Exercise: Transcribe the whole listing below without changing a word, but leave out every image.

.....

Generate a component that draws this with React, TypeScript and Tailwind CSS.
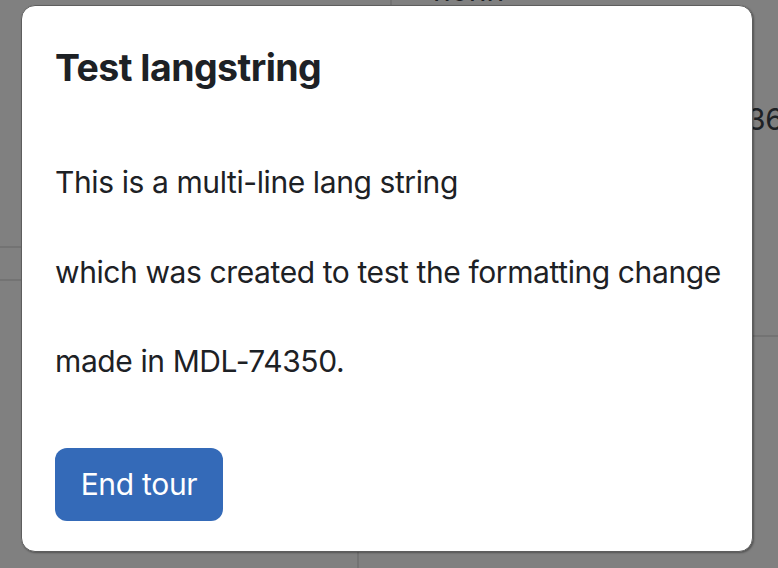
export default function App() {
  const font = { fontFamily: '"Inter", "Noto Sans", sans-serif' };

  return (
    <div
      className="relative w-full h-[568px] overflow-hidden bg-[#808080] text-[#1d2125]"
      style={font}
    >
      {/* page behind the tour step */}
      <div className="flex h-full">
        <div className="w-[21px] flex flex-col">
          <div className="h-[248px] border-b-2 border-[#737373]" />
          <div className="h-[33px] border-b-2 border-[#737373]" />
        </div>

        <div className="flex-1 flex flex-col">
          <div className="h-[5px] flex">
            <div className="ml-[369px] border-l-2 border-[#737373] pl-[41px] overflow-hidden">
              <div className="text-[30px] leading-[30px] -mt-[25px]">nonn</div>
            </div>
          </div>
          <div className="flex-1" />
          <div className="h-[16px] flex">
            <div className="ml-[336px] border-l-2 border-[#737373]" />
          </div>
        </div>

        <div className="w-[25px] flex flex-col">
          <div className="h-[104px]" />
          <div className="text-[30px] leading-[30px] -ml-[6px] whitespace-nowrap tracking-[-0.4px]">36</div>
          <div className="h-[203px] border-b-2 border-[#737373]" />
        </div>
      </div>

      {/* tour step */}
      <div className="absolute left-[21px] top-[5px] w-[732px] h-[547px] bg-white border border-[#5e5e5e] rounded-[14px] shadow-[1px_1px_2px_rgba(0,0,0,0.35)] pt-[39px] px-[33px]">
        <h2 className="text-[37.5px] leading-[45px] font-bold tracking-[-0.55px] whitespace-nowrap">
          Test langstring
        </h2>

        <div className="mt-[70px] flex flex-col gap-[44.5px] text-[30px] leading-[45px] tracking-[-0.4px] whitespace-nowrap">
          <p>This is a multi-line lang string</p>
          <p>which was created to test the formatting change</p>
          <p>made in MDL-74350.</p>
        </div>

        <button className="mt-[64px] w-[168px] h-[73px] rounded-[12px] bg-[#346ab8] text-white text-[30px] tracking-[-0.3px] flex items-center justify-center">
          End tour
        </button>
      </div>
    </div>
  );
}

.....

The completed task:
Generate a component that draws this with React, TypeScript and Tailwind CSS.
export default function App() {
  const font = { fontFamily: '"Inter", "Noto Sans", sans-serif' };

  return (
    <div
      className="relative w-full h-[568px] overflow-hidden bg-[#808080] text-[#1d2125]"
      style={font}
    >
      {/* page behind the tour step */}
      <div className="flex h-full">
        <div className="w-[21px] flex flex-col">
          <div className="h-[248px] border-b-2 border-[#737373]" />
          <div className="h-[33px] border-b-2 border-[#737373]" />
        </div>

        <div className="flex-1 flex flex-col">
          <div className="h-[5px] flex">
            <div className="ml-[369px] border-l-2 border-[#737373] pl-[41px] overflow-hidden">
              <div className="text-[30px] leading-[30px] -mt-[25px]">nonn</div>
            </div>
          </div>
          <div className="flex-1" />
          <div className="h-[16px] flex">
            <div className="ml-[336px] border-l-2 border-[#737373]" />
          </div>
        </div>

        <div className="w-[25px] flex flex-col">
          <div className="h-[104px]" />
          <div className="text-[30px] leading-[30px] -ml-[6px] whitespace-nowrap tracking-[-0.4px]">36</div>
          <div className="h-[203px] border-b-2 border-[#737373]" />
        </div>
      </div>

      {/* tour step */}
      <div className="absolute left-[21px] top-[5px] w-[732px] h-[547px] bg-white border border-[#5e5e5e] rounded-[14px] shadow-[1px_1px_2px_rgba(0,0,0,0.35)] pt-[39px] px-[33px]">
        <h2 className="text-[37.5px] leading-[45px] font-bold tracking-[-0.55px] whitespace-nowrap">
          Test langstring
        </h2>

        <div className="mt-[70px] flex flex-col gap-[44.5px] text-[30px] leading-[45px] tracking-[-0.4px] whitespace-nowrap">
          <p>This is a multi-line lang string</p>
          <p>which was created to test the formatting change</p>
          <p>made in MDL-74350.</p>
        </div>

        <button className="mt-[64px] w-[168px] h-[73px] rounded-[12px] bg-[#346ab8] text-white text-[30px] tracking-[-0.3px] flex items-center justify-center">
          End tour
        </button>
      </div>
    </div>
  );
}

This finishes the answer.